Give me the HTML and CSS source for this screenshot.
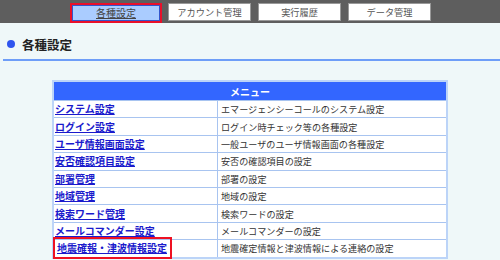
FILE: index.html
```html
<!DOCTYPE html>
<html lang="ja">
<head>
  <meta charset="UTF-8" />
  <title>各種設定</title>
  <link rel="stylesheet" href="styles.css">
</head>
<body>

  <div class="topbar">
    <a class="tab active" href="#">各種設定</a>
    <a class="tab" href="#">アカウント管理</a>
    <a class="tab" href="#">実行履歴</a>
    <a class="tab" href="#">データ管理</a>
  </div>

  <h2 class="page-title"><span class="dot"></span>各種設定</h2>

  <table class="menu">
    <thead>
      <tr><th colspan="2">メニュー</th></tr>
    </thead>
    <tbody>
      <tr><td class="name"><a href="#">システム設定</a></td><td>エマージェンシーコールのシステム設定</td></tr>
      <tr><td class="name"><a href="#">ログイン設定</a></td><td>ログイン時チェック等の各種設定</td></tr>
      <tr><td class="name"><a href="#">ユーザ情報画面設定</a></td><td>一般ユーザのユーザ情報画面の各種設定</td></tr>
      <tr><td class="name"><a href="#">安否確認項目設定</a></td><td>安否の確認項目の設定</td></tr>
      <tr><td class="name"><a href="#">部署管理</a></td><td>部署の設定</td></tr>
      <tr><td class="name"><a href="#">地域管理</a></td><td>地域の設定</td></tr>
      <tr><td class="name"><a href="#">検索ワード管理</a></td><td>検索ワードの設定</td></tr>
      <tr><td class="name"><a href="#">メールコマンダー設定</a></td><td>メールコマンダーの設定</td></tr>
      <tr><td class="name"><a class="marked" href="#">地震確報・津波情報設定</a></td><td>地震確定情報と津波情報による連絡の設定</td></tr>
    </tbody>
  </table>

</body>
</html>
```

FILE: styles.css
```css
body {
  margin: 0;
  background: #eff8f9;
  font-family: "Noto Sans CJK JP", "Noto Sans", sans-serif;
  color: #333;
}

/* タブのバー */
.topbar {
  height: 23px;
  background: #5e5e5e;
  display: flex;
  align-items: flex-start;
  gap: 7px;
  padding-left: 70px;
  box-sizing: border-box;
  padding-top: 3px;
}
.tab {
  width: 83px;
  height: 18px;
  box-sizing: border-box;
  background: #fff;
  border: 1px solid #999;
  color: #555;
  font-size: 9.2px;
  line-height: 16px;
  text-align: center;
  text-decoration: none;
}
.tab.active {
  width: 92px;
  height: 20px;
  background: #aaccff;
  border: 2px solid #e8102a;
  box-shadow: inset 0 0 0 1px #3355cc;
  text-decoration: underline;
  color: #444;
  font-size: 10px;
  margin-right: -1px;
}

.page-title {
  margin: 0;
  height: 38px;
  padding: 0 0 0 4px;
  display: flex;
  align-items: center;
  gap: 7px;
  font-size: 12.5px;
  font-weight: bold;
  color: #222;
  border-bottom: 2px solid #6e9ef8;
  margin-left: 3px;
  box-sizing: border-box;
  padding-top: 6px;
}
.dot {
  width: 8px;
  height: 8px;
  border-radius: 50%;
  background: #2f55ee;
}

table.menu {
  margin: 19px auto 0 auto;
  width: 396px;
  border-collapse: collapse;
  border: 2px solid #bcd4f8;
  background: #fff;
  font-size: 9.1px;
}
.menu th {
  height: 18px;
  padding: 0;
  background: #3366ff;
  color: #fff;
  font-weight: bold;
  font-size: 10px;
  border: 1px solid #a8c4f0;
}
.menu td {
  height: 16.4px;
  padding: 0 3px;
  border: 1px solid #a8c4f0;
  white-space: nowrap;
  color: #333;
  line-height: 14px;
}
.menu td.name {
  width: 159px;
  padding-left: 1px;
}
.menu a {
  color: #1a1acc;
  font-weight: bold;
  font-size: 10px;
}
.menu a.marked {
  display: inline-block;
  margin: -3px 0 -3px -2px;
  padding: 2px 3px 2px 2px;
  border: 2px solid #ee1122;
}
```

□ □ □

**GOAL OF THE EXERCISE**:
Using the data above, print every line exactly, omitting pictures.

**OUTPUT OF THE TASK**:
Give me the HTML and CSS source for this screenshot.
FILE: index.html
```html
<!DOCTYPE html>
<html lang="ja">
<head>
  <meta charset="UTF-8" />
  <title>各種設定</title>
  <link rel="stylesheet" href="styles.css">
</head>
<body>

  <div class="topbar">
    <a class="tab active" href="#">各種設定</a>
    <a class="tab" href="#">アカウント管理</a>
    <a class="tab" href="#">実行履歴</a>
    <a class="tab" href="#">データ管理</a>
  </div>

  <h2 class="page-title"><span class="dot"></span>各種設定</h2>

  <table class="menu">
    <thead>
      <tr><th colspan="2">メニュー</th></tr>
    </thead>
    <tbody>
      <tr><td class="name"><a href="#">システム設定</a></td><td>エマージェンシーコールのシステム設定</td></tr>
      <tr><td class="name"><a href="#">ログイン設定</a></td><td>ログイン時チェック等の各種設定</td></tr>
      <tr><td class="name"><a href="#">ユーザ情報画面設定</a></td><td>一般ユーザのユーザ情報画面の各種設定</td></tr>
      <tr><td class="name"><a href="#">安否確認項目設定</a></td><td>安否の確認項目の設定</td></tr>
      <tr><td class="name"><a href="#">部署管理</a></td><td>部署の設定</td></tr>
      <tr><td class="name"><a href="#">地域管理</a></td><td>地域の設定</td></tr>
      <tr><td class="name"><a href="#">検索ワード管理</a></td><td>検索ワードの設定</td></tr>
      <tr><td class="name"><a href="#">メールコマンダー設定</a></td><td>メールコマンダーの設定</td></tr>
      <tr><td class="name"><a class="marked" href="#">地震確報・津波情報設定</a></td><td>地震確定情報と津波情報による連絡の設定</td></tr>
    </tbody>
  </table>

</body>
</html>
```

FILE: styles.css
```css
body {
  margin: 0;
  background: #eff8f9;
  font-family: "Noto Sans CJK JP", "Noto Sans", sans-serif;
  color: #333;
}

/* タブのバー */
.topbar {
  height: 23px;
  background: #5e5e5e;
  display: flex;
  align-items: flex-start;
  gap: 7px;
  padding-left: 70px;
  box-sizing: border-box;
  padding-top: 3px;
}
.tab {
  width: 83px;
  height: 18px;
  box-sizing: border-box;
  background: #fff;
  border: 1px solid #999;
  color: #555;
  font-size: 9.2px;
  line-height: 16px;
  text-align: center;
  text-decoration: none;
}
.tab.active {
  width: 92px;
  height: 20px;
  background: #aaccff;
  border: 2px solid #e8102a;
  box-shadow: inset 0 0 0 1px #3355cc;
  text-decoration: underline;
  color: #444;
  font-size: 10px;
  margin-right: -1px;
}

.page-title {
  margin: 0;
  height: 38px;
  padding: 0 0 0 4px;
  display: flex;
  align-items: center;
  gap: 7px;
  font-size: 12.5px;
  font-weight: bold;
  color: #222;
  border-bottom: 2px solid #6e9ef8;
  margin-left: 3px;
  box-sizing: border-box;
  padding-top: 6px;
}
.dot {
  width: 8px;
  height: 8px;
  border-radius: 50%;
  background: #2f55ee;
}

table.menu {
  margin: 19px auto 0 auto;
  width: 396px;
  border-collapse: collapse;
  border: 2px solid #bcd4f8;
  background: #fff;
  font-size: 9.1px;
}
.menu th {
  height: 18px;
  padding: 0;
  background: #3366ff;
  color: #fff;
  font-weight: bold;
  font-size: 10px;
  border: 1px solid #a8c4f0;
}
.menu td {
  height: 16.4px;
  padding: 0 3px;
  border: 1px solid #a8c4f0;
  white-space: nowrap;
  color: #333;
  line-height: 14px;
}
.menu td.name {
  width: 159px;
  padding-left: 1px;
}
.menu a {
  color: #1a1acc;
  font-weight: bold;
  font-size: 10px;
}
.menu a.marked {
  display: inline-block;
  margin: -3px 0 -3px -2px;
  padding: 2px 3px 2px 2px;
  border: 2px solid #ee1122;
}
```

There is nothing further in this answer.